(What you need to do):
Write out the opening lines of the data word for word, up to and including the line with "type Block = [number, number, number, number, string];", and leave every picture and every later line out.
· · ·
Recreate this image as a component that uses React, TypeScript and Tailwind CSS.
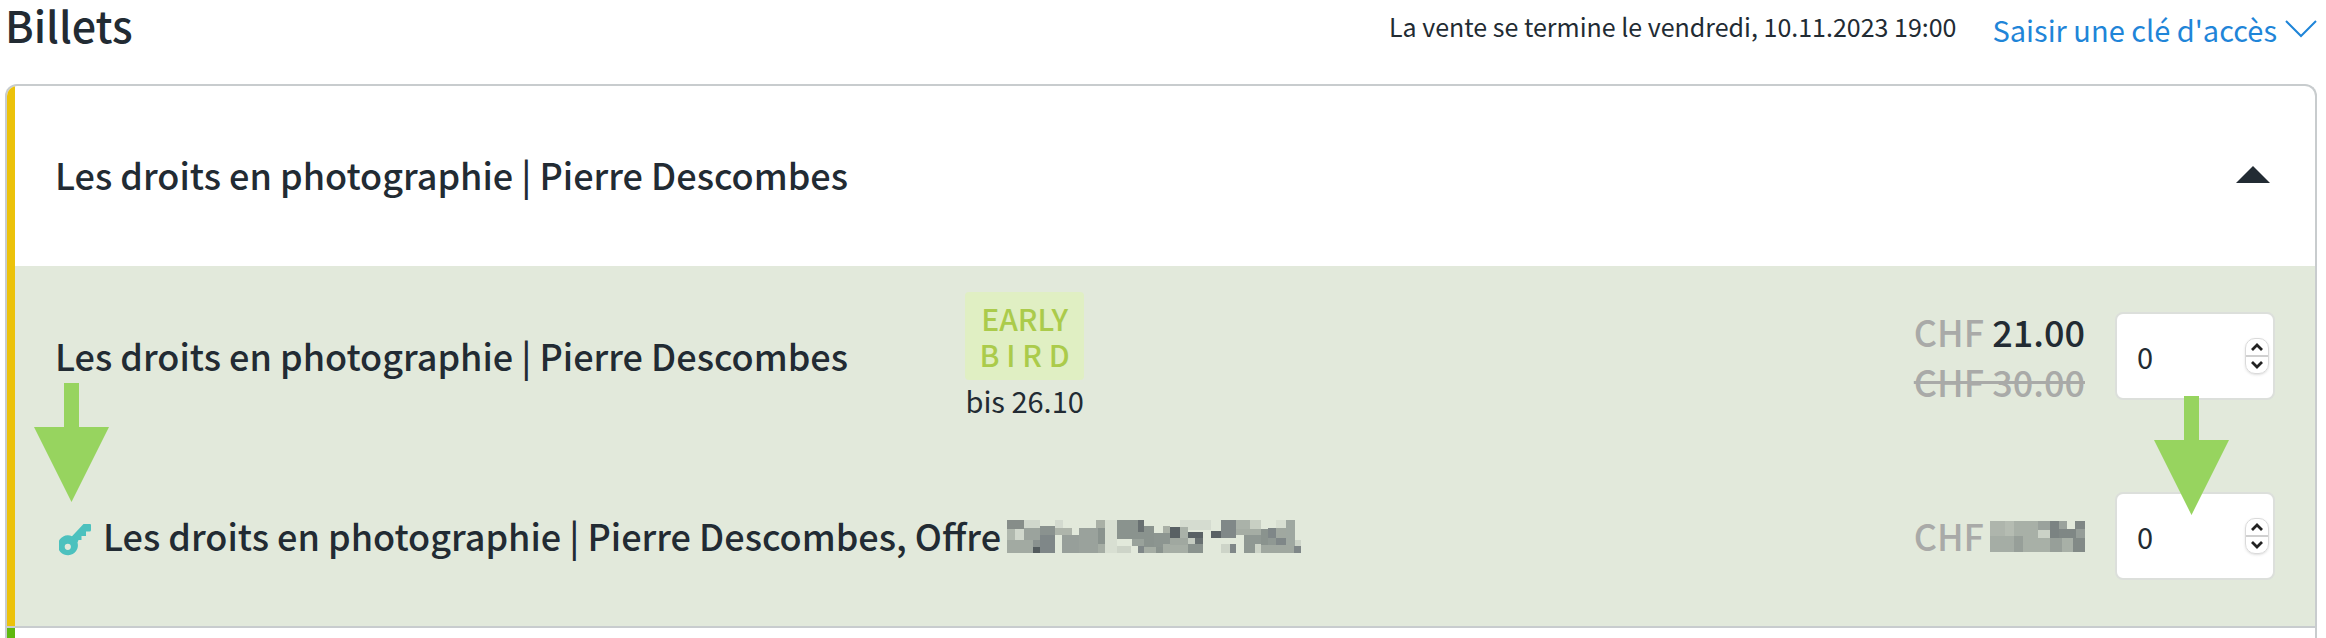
import { useState } from "react";

type Block = [number, number, number, number, string];

const NAME_BLOCKS: Block[] = [
  [81, 63, 51, 27, "#868d89"],
  [132, 63, 48, 24, "#d0d7cc"],
  [225, 63, 24, 24, "#d3dacf"],
  [81, 90, 24, 33, "#b0b8ae"],
  [105, 90, 27, 33, "#d0d7cc"],
  [132, 87, 48, 36, "#9ba39d"],
  [180, 81, 45, 42, "#8a928f"],
  [81, 123, 78, 39, "#a2aaa2"],
  [159, 123, 21, 21, "#8a928f"],
  [159, 144, 21, 18, "#535b5d"],
  [180, 108, 45, 54, "#7f8788"],
  [225, 87, 51, 21, "#aeb5ab"],
  [246, 108, 51, 54, "#979f9a"],
  [297, 87, 57, 75, "#9aa29c"],
  [348, 63, 27, 24, "#a9b0a6"],
  [354, 87, 21, 48, "#8a938e"],
  [354, 135, 21, 27, "#a5ada4"],
  [375, 63, 36, 99, "#d8dfd2"],
  [411, 63, 63, 57, "#8a938e"],
  [474, 63, 18, 36, "#687071"],
  [474, 99, 18, 21, "#8a938e"],
  [411, 141, 42, 21, "#cdd4c8"],
  [456, 120, 36, 21, "#99a29b"],
  [474, 141, 18, 21, "#7f8788"],
  [492, 81, 30, 63, "#8a938e"],
  [492, 144, 36, 18, "#a5ada4"],
  [522, 102, 48, 42, "#8c9590"],
  [549, 81, 21, 21, "#a9b0a6"],
  [528, 144, 21, 18, "#8a938e"],
  [549, 135, 21, 27, "#a5ada4"],
  [570, 84, 30, 33, "#596164"],
  [600, 63, 93, 30, "#d5dcd0"],
  [600, 84, 24, 33, "#aab2a9"],
  [570, 117, 54, 21, "#a0a8a0"],
  [570, 138, 54, 24, "#a6aea5"],
  [624, 99, 45, 18, "#596164"],
  [624, 117, 21, 18, "#c5ccc1"],
  [645, 117, 24, 18, "#687071"],
  [624, 135, 45, 27, "#8a938e"],
  [693, 96, 30, 21, "#596164"],
  [723, 63, 45, 54, "#808888"],
  [768, 63, 42, 27, "#aab2a9"],
  [810, 63, 33, 27, "#c8cfc3"],
  [768, 90, 75, 18, "#a5ada4"],
  [723, 135, 27, 27, "#cdd4c8"],
  [750, 135, 18, 27, "#7f8788"],
  [792, 108, 51, 54, "#8f9893"],
  [825, 135, 18, 27, "#cdd4c8"],
  [843, 90, 21, 48, "#8a938e"],
  [864, 87, 24, 30, "#7f8788"],
  [864, 117, 24, 24, "#8f9893"],
  [888, 63, 30, 24, "#d8dfd2"],
  [888, 87, 30, 30, "#a0a8a0"],
  [888, 117, 30, 24, "#7f8788"],
  [918, 63, 27, 78, "#9fa8a1"],
  [843, 138, 99, 24, "#a0a8a0"],
  [945, 123, 18, 18, "#cdd4c8"],
  [942, 141, 21, 21, "#7f8788"],
];

const PRICE_BLOCKS: Block[] = [
  [330, 729, 45, 45, "#aeb5ac"],
  [375, 729, 27, 45, "#b5bcb2"],
  [402, 729, 72, 45, "#a8b0a7"],
  [474, 729, 36, 27, "#9aa29c"],
  [474, 756, 36, 24, "#cbd2c7"],
  [510, 729, 27, 51, "#7b8382"],
  [537, 729, 24, 24, "#9aa29c"],
  [537, 753, 51, 27, "#7f8785"],
  [561, 729, 24, 24, "#e2e9db"],
  [585, 729, 30, 24, "#7f8785"],
  [588, 753, 27, 27, "#959d98"],
  [330, 774, 72, 48, "#a5ada5"],
  [402, 774, 27, 48, "#979f99"],
  [429, 780, 81, 42, "#a8b0a7"],
  [429, 774, 45, 6, "#a8b0a7"],
  [510, 780, 36, 42, "#979f99"],
  [546, 780, 33, 42, "#a8b0a7"],
  [579, 780, 36, 42, "#828a87"],
];

function Blocks({ blocks, viewBox, className }: { blocks: Block[]; viewBox: string; className: string }) {
  return (
    <svg viewBox={viewBox} className={className} shapeRendering="crispEdges" aria-hidden="true">
      {blocks.map(([x, y, w, h, fill], index) => (
        <rect key={index} x={x} y={y} width={w} height={h} fill={fill} />
      ))}
    </svg>
  );
}

function KeyIcon() {
  return (
    <svg viewBox="0 0 32 32" className="mt-2 size-8 shrink-0" aria-hidden="true">
      <path
        fill="#4cc1be"
        fillRule="evenodd"
        d="M24.500 0H31q1 0 1 1v5q0 1.500-1.500 1.500H27V12h-4.500v4h-3l-1 2.500A10 10 0 1 1 13 12.200zM8.800 19.700a3.100 3.100 0 1 0 0 6.200a3.100 3.100 0 1 0 0-6.200z"
      />
    </svg>
  );
}

function Arrow({ className }: { className: string }) {
  return (
    <svg viewBox="0 0 75 119" className={`absolute h-[119px] w-[75px] pointer-events-none ${className}`} aria-hidden="true">
      <path fill="#97d45f" d="M30 0h15v44h30L37.500 119 0 44h30z" />
    </svg>
  );
}

function Quantity({ label }: { label: string }) {
  const [value, setValue] = useState<number>(0);

  return (
    <div className="flex h-[88px] w-40 shrink-0 items-center rounded-lg border-2 border-[#dcdfdb] bg-white pr-1">
      <input
        type="text"
        inputMode="numeric"
        aria-label={label}
        value={value}
        onChange={(e) => setValue(Number(e.target.value) || 0)}
        className="min-w-0 flex-1 bg-transparent pl-5 text-[29px] leading-10 outline-none"
      />
      <div className="flex h-9 w-6 flex-col divide-y-2 divide-[#d0d0d0] rounded-[10px] border border-[#dadada] shadow-sm">
        <button
          type="button"
          aria-label="Plus"
          onClick={() => setValue(value + 1)}
          className="flex flex-1 items-center justify-center"
        >
          <svg viewBox="0 0 12 8" className="h-2 w-3" fill="none" stroke="#222" strokeWidth="2.800">
            <path d="M1 7 6 2l5 5" />
          </svg>
        </button>
        <button
          type="button"
          aria-label="Moins"
          onClick={() => setValue(Math.max(0, value - 1))}
          className="flex flex-1 items-center justify-center"
        >
          <svg viewBox="0 0 12 8" className="h-2 w-3" fill="none" stroke="#222" strokeWidth="2.800">
            <path d="M1 1 6 6l5-5" />
          </svg>
        </button>
      </div>
    </div>
  );
}

export default function App() {
  const [open, setOpen] = useState<boolean>(true);

  return (
    <div className="flex min-h-screen flex-col bg-white pl-[5px] pr-[9px] font-['Noto_Sans_CJK_SC',sans-serif] text-[#222b33]">
      <header className="flex items-start pb-[26px]">
        <h1 className="flex-1 text-[43px] font-medium leading-[48px]">Billets</h1>
        <p className="text-[25px] leading-[52px]">La vente se termine le vendredi, 10.11.2023 19:00</p>
        <button type="button" className="ml-9 flex items-center gap-2 text-[29px] leading-[58px] text-[#1f85d8]">
          Saisir une clé d'accès
          <svg viewBox="0 0 32 18" className="h-[18px] w-8" fill="none" stroke="currentColor" strokeWidth="2">
            <path d="M1 1l15 15L31 1" />
          </svg>
        </button>
      </header>

      <main className="flex flex-1 flex-col overflow-hidden rounded-t-xl border-2 border-b-0 border-[#c8ccce]">
        <section className="border-b-2 border-[#c8ccce]">
          <div className="border-l-8 border-[#ecc20a]">
            <div className="flex h-[180px] items-center pb-1 pl-10 pr-[45px]">
              <h2 className="flex-1 text-4xl font-medium">Les droits en photographie | Pierre Descombes</h2>
              <button type="button" aria-label="Afficher les billets" aria-expanded={open} onClick={() => setOpen(!open)}>
                <svg viewBox="0 0 34 17" className={open ? "h-[17px] w-[34px]" : "h-[17px] w-[34px] rotate-180"}>
                  <path fill="#222b33" d="M17 0l17 17H0z" />
                </svg>
              </button>
            </div>

            {open && (
              <div className="bg-[#e2e9db]">
                <div className="relative flex h-[180px] items-center pl-10 pr-10">
                  <h3 className="w-[41%] pb-0.5 text-4xl font-medium">Les droits en photographie | Pierre Descombes</h3>
                  <div className="flex flex-col items-center">
                    <p className="h-[88px] w-[119px] rounded bg-[#e0efc3] py-2 text-center text-[30px] font-medium leading-9 text-[#abcb4b]">
                      EARLY
                      <br />B I R D
                    </p>
                    <span className="text-[29px] leading-10">bis 26.10</span>
                  </div>
                  <div className="ml-auto mr-[30px] text-right text-4xl font-medium leading-[50px]">
                    <p>
                      <span className="text-[#a9aaa8]">CHF</span> 21.00
                    </p>
                    <p>
                      <s className="text-[#a9aaa8]">CHF 30.00</s>
                    </p>
                  </div>
                  <Quantity label="Nombre de billets" />
                  <Arrow className="left-[19px] top-[117px] z-10" />
                  <Arrow className="right-[86px] top-[130px] z-10" />
                </div>

                <div className="flex h-[180px] items-center pl-[44px] pr-10">
                  <KeyIcon />
                  <h3 className="ml-3 pb-0.5 text-4xl font-medium">Les droits en photographie | Pierre Descombes, Offre</h3>
                  <Blocks blocks={NAME_BLOCKS} viewBox="81 63 882 99" className="ml-1.5 h-[33px] w-[294px]" />
                  <p className="ml-auto pb-0.5 text-4xl font-medium text-[#a9aaa8]">CHF</p>
                  <Blocks blocks={PRICE_BLOCKS} viewBox="330 729 285 93" className="ml-1.5 mr-[30px] h-[31px] w-[95px]" />
                  <Quantity label="Nombre de billets, Offre" />
                </div>
              </div>
            )}
          </div>
        </section>
        <section className="min-h-2 flex-1 border-l-8 border-[#5fb80f]" />
      </main>
    </div>
  );
}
· · ·
(Response to the exercise):
Recreate this image as a component that uses React, TypeScript and Tailwind CSS.
import { useState } from "react";

type Block = [number, number, number, number, string];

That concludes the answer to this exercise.